>> start Material for the task

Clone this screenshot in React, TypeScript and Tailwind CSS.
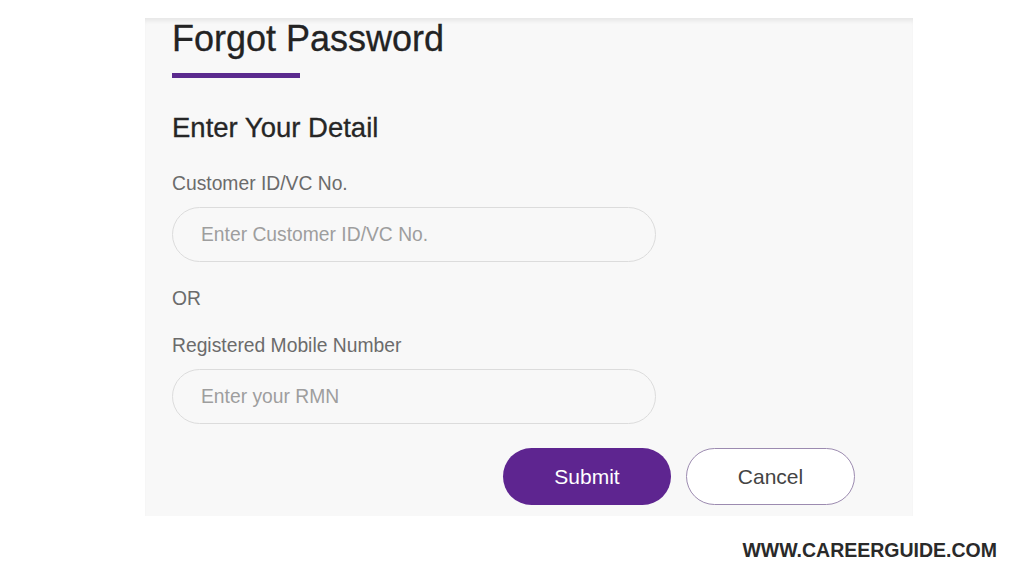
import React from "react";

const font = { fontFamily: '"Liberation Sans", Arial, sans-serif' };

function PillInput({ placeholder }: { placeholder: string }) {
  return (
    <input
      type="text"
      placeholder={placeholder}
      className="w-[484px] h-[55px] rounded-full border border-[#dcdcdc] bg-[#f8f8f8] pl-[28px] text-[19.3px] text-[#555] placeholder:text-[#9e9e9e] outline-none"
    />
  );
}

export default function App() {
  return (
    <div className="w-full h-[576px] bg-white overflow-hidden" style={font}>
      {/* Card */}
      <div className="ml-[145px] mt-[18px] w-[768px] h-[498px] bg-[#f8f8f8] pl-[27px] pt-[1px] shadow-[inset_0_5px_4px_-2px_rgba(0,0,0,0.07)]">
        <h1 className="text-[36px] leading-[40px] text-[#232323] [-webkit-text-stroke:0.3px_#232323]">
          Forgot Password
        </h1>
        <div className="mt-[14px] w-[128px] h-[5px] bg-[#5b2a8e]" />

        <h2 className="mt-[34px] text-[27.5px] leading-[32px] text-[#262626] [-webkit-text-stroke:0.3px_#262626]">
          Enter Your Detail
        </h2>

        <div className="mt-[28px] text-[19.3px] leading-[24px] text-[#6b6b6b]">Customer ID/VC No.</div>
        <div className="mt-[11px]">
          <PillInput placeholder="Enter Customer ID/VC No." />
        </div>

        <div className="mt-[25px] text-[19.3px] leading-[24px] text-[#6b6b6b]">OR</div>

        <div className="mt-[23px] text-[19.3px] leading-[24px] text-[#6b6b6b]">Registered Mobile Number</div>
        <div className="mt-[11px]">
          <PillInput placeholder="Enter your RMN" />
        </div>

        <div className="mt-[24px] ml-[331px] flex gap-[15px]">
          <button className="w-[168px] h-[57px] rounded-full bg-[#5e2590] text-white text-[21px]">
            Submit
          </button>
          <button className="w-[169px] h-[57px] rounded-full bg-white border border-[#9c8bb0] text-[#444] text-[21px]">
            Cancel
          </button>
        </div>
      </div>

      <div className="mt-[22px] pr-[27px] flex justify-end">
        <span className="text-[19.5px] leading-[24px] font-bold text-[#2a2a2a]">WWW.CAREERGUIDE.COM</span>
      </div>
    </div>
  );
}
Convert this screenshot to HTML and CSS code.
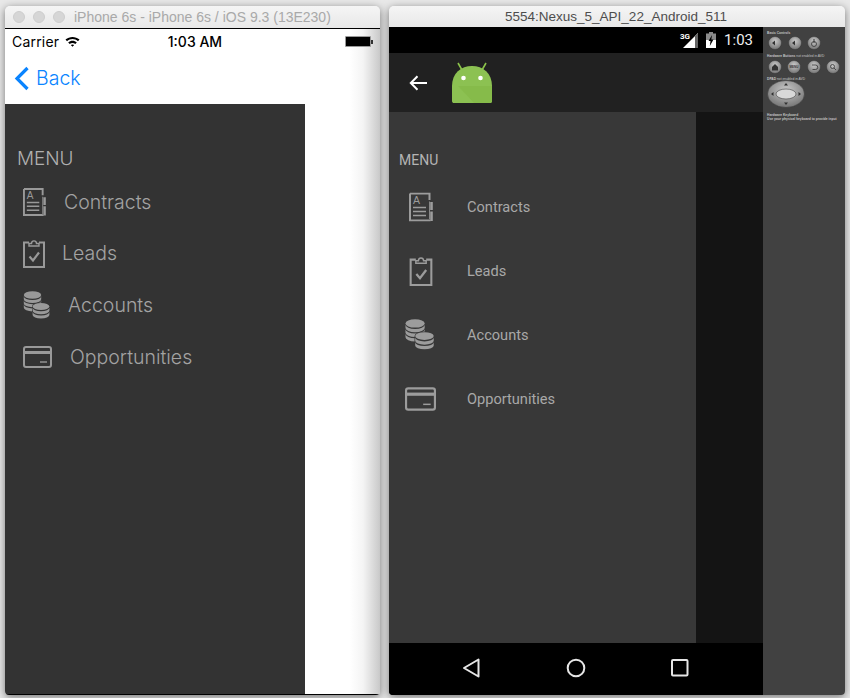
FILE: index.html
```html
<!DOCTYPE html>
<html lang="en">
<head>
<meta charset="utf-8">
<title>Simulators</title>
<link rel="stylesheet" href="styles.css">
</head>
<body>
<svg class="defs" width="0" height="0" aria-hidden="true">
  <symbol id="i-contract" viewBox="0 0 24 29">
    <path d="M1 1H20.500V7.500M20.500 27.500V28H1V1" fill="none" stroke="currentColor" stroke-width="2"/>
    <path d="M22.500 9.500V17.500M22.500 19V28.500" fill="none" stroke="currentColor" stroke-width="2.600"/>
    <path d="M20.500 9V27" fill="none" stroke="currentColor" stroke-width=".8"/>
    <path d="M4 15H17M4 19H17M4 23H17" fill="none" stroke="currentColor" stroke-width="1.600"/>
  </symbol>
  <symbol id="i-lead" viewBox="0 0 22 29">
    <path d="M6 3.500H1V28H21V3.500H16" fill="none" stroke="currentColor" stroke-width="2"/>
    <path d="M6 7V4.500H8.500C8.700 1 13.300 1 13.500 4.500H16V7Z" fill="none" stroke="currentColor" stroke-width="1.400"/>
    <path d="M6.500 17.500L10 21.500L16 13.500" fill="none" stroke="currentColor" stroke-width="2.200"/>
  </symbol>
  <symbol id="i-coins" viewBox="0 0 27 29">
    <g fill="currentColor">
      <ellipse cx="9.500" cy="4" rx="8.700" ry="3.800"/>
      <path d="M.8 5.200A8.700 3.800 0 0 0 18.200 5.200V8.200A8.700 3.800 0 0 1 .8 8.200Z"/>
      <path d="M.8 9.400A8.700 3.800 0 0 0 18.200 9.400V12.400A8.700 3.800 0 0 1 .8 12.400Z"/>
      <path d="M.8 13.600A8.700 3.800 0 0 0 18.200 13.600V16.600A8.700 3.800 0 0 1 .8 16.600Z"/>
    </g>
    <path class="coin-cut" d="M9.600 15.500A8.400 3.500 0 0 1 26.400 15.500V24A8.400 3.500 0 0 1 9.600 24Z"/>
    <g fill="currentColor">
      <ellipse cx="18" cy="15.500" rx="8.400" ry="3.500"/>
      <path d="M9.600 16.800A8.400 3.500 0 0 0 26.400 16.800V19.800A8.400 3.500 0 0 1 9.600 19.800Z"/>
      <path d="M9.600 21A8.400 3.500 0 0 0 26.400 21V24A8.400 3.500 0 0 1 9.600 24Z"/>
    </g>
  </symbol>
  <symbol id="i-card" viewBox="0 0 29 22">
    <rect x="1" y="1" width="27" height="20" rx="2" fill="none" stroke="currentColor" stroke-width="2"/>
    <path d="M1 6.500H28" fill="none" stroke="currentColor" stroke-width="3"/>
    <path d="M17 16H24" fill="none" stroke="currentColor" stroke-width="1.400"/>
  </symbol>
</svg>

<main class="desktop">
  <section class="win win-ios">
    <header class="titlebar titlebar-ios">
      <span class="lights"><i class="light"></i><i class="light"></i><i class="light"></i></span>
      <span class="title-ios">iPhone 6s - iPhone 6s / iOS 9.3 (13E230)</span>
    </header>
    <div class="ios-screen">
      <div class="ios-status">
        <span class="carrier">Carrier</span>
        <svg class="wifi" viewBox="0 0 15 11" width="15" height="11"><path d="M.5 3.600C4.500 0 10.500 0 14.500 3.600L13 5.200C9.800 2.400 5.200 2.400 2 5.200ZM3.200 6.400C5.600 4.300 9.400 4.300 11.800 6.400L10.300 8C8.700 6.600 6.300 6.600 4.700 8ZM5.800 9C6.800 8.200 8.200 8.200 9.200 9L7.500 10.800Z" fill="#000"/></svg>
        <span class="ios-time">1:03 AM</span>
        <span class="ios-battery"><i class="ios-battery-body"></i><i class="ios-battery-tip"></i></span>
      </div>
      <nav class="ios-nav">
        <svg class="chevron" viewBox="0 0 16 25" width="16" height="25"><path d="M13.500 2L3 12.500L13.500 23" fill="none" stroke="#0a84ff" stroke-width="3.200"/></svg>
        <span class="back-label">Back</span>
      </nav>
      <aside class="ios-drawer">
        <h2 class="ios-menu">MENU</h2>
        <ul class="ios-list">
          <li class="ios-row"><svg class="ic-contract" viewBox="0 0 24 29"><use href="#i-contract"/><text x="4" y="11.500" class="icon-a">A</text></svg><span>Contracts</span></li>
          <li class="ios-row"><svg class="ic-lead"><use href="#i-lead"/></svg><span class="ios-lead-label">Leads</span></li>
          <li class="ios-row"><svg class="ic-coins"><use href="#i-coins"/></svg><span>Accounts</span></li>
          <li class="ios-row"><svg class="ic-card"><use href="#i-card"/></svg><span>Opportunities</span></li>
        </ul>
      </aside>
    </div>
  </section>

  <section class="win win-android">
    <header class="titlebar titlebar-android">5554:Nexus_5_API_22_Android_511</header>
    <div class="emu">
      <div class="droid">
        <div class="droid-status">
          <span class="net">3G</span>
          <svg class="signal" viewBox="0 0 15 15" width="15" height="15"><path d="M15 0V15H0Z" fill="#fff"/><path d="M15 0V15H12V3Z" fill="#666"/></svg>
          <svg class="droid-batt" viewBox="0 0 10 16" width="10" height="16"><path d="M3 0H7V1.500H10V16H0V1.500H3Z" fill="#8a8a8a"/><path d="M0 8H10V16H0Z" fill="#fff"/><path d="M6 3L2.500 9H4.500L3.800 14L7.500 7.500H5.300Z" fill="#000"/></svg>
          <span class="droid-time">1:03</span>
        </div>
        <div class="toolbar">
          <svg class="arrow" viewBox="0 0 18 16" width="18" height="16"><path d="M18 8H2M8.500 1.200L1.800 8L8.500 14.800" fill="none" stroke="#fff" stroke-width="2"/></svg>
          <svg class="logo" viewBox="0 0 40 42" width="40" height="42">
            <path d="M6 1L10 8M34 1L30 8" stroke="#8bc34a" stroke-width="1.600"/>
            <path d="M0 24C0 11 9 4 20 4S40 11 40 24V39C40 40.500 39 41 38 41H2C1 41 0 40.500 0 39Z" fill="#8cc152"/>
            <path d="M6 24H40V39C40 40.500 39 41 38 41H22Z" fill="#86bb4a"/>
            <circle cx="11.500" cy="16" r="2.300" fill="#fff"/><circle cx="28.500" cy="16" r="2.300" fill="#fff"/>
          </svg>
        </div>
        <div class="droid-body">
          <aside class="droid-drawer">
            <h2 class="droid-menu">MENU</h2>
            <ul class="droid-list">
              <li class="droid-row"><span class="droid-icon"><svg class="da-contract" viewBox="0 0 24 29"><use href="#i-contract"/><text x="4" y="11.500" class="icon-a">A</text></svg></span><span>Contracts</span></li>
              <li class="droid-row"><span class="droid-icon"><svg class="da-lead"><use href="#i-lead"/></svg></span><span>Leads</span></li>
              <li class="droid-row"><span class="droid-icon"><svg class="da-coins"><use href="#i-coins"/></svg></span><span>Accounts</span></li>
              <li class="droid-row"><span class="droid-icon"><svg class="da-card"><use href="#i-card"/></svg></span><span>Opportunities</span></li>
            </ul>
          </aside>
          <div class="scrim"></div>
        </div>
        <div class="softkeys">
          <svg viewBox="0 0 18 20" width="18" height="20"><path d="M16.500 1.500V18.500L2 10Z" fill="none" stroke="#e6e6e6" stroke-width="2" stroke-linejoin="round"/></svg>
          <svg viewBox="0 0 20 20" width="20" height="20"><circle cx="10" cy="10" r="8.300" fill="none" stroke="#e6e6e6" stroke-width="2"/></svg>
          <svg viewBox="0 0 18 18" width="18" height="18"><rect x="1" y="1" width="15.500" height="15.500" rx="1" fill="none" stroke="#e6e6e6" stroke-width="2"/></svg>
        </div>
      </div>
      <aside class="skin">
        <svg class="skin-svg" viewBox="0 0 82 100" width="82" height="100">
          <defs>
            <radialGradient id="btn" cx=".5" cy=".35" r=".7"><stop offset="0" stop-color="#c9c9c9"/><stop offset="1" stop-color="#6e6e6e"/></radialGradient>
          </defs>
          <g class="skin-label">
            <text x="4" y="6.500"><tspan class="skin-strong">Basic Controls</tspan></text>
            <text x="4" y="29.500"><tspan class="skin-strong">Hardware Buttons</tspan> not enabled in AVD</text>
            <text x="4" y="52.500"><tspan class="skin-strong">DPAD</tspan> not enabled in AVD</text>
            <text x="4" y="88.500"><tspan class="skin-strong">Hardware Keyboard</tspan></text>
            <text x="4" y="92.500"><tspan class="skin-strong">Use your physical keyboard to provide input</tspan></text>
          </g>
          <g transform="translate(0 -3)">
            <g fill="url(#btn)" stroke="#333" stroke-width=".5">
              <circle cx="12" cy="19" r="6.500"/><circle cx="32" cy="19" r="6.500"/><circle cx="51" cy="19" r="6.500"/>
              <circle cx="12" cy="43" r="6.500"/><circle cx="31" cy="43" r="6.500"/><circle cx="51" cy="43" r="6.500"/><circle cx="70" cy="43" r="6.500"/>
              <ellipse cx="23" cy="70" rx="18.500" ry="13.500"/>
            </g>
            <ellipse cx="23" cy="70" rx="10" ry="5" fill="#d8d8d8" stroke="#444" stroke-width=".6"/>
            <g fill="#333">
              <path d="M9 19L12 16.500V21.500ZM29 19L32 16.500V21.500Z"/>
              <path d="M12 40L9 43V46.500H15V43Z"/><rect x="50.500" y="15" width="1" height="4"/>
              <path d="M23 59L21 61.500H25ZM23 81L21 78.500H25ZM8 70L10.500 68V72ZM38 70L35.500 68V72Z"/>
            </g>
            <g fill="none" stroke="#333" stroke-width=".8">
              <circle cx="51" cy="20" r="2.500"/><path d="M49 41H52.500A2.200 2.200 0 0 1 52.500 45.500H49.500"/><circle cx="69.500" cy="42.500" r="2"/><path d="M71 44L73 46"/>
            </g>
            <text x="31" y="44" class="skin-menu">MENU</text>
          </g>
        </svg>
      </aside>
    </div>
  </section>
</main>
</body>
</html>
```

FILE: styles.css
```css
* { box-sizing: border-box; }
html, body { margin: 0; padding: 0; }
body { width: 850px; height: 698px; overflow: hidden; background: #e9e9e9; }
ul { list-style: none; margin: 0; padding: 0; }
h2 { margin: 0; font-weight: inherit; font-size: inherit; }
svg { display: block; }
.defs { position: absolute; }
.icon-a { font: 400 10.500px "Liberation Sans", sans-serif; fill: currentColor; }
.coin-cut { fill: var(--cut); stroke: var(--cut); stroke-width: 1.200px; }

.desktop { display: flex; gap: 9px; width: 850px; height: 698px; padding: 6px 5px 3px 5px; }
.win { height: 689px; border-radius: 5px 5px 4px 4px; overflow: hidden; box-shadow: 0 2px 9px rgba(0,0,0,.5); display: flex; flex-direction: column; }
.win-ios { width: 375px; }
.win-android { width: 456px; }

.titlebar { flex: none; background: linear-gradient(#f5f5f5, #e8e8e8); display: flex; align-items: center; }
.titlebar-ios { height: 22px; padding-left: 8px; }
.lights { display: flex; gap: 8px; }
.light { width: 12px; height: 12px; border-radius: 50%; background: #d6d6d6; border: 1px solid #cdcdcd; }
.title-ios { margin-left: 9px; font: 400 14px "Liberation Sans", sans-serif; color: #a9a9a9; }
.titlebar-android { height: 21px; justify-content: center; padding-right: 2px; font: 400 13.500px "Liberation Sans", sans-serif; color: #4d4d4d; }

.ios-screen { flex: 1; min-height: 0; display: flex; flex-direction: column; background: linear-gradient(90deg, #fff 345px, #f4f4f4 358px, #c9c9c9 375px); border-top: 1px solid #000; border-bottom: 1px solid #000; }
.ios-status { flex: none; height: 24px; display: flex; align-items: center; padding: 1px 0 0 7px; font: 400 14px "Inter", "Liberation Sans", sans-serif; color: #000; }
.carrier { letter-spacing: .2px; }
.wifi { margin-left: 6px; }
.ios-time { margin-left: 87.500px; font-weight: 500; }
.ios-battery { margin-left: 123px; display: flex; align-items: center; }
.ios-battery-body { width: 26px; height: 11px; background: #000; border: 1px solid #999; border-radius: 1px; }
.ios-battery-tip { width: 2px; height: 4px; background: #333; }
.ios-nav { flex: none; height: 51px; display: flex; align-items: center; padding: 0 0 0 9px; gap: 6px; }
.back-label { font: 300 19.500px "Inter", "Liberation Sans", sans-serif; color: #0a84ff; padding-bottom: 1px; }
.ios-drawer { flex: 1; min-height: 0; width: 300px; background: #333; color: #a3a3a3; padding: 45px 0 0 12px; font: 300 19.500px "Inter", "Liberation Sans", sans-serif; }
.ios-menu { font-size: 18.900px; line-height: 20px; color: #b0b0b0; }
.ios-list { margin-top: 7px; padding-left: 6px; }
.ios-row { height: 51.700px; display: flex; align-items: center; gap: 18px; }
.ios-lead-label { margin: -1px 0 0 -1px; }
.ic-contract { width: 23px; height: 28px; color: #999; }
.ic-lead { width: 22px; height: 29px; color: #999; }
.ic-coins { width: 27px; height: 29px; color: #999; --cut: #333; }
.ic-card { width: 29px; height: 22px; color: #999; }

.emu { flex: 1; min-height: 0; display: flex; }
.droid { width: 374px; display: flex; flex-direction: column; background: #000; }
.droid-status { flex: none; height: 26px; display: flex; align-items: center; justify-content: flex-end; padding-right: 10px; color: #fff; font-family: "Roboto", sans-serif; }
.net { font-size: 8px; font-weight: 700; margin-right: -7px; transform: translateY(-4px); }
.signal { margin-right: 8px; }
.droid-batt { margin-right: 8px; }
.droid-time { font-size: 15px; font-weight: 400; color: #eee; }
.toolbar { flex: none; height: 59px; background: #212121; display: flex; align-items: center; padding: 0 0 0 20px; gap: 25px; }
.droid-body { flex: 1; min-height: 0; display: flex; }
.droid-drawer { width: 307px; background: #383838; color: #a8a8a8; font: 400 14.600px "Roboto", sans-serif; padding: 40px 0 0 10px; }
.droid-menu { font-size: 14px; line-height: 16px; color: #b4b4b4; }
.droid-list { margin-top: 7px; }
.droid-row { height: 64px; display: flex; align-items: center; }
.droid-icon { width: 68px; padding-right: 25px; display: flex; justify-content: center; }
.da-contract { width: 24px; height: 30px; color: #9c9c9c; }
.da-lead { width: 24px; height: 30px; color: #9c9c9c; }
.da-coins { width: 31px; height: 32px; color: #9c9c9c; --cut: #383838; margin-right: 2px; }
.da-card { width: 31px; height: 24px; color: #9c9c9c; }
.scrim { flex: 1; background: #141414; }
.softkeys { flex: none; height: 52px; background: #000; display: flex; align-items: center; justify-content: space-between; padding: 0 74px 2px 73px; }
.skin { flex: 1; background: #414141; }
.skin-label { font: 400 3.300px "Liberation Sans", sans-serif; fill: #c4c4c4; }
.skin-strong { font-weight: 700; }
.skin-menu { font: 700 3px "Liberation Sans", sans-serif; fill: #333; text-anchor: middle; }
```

>> end Material for the task

— Exercise description —
Provide the number of lines containing the string "this", with no other output.

— The answer —
2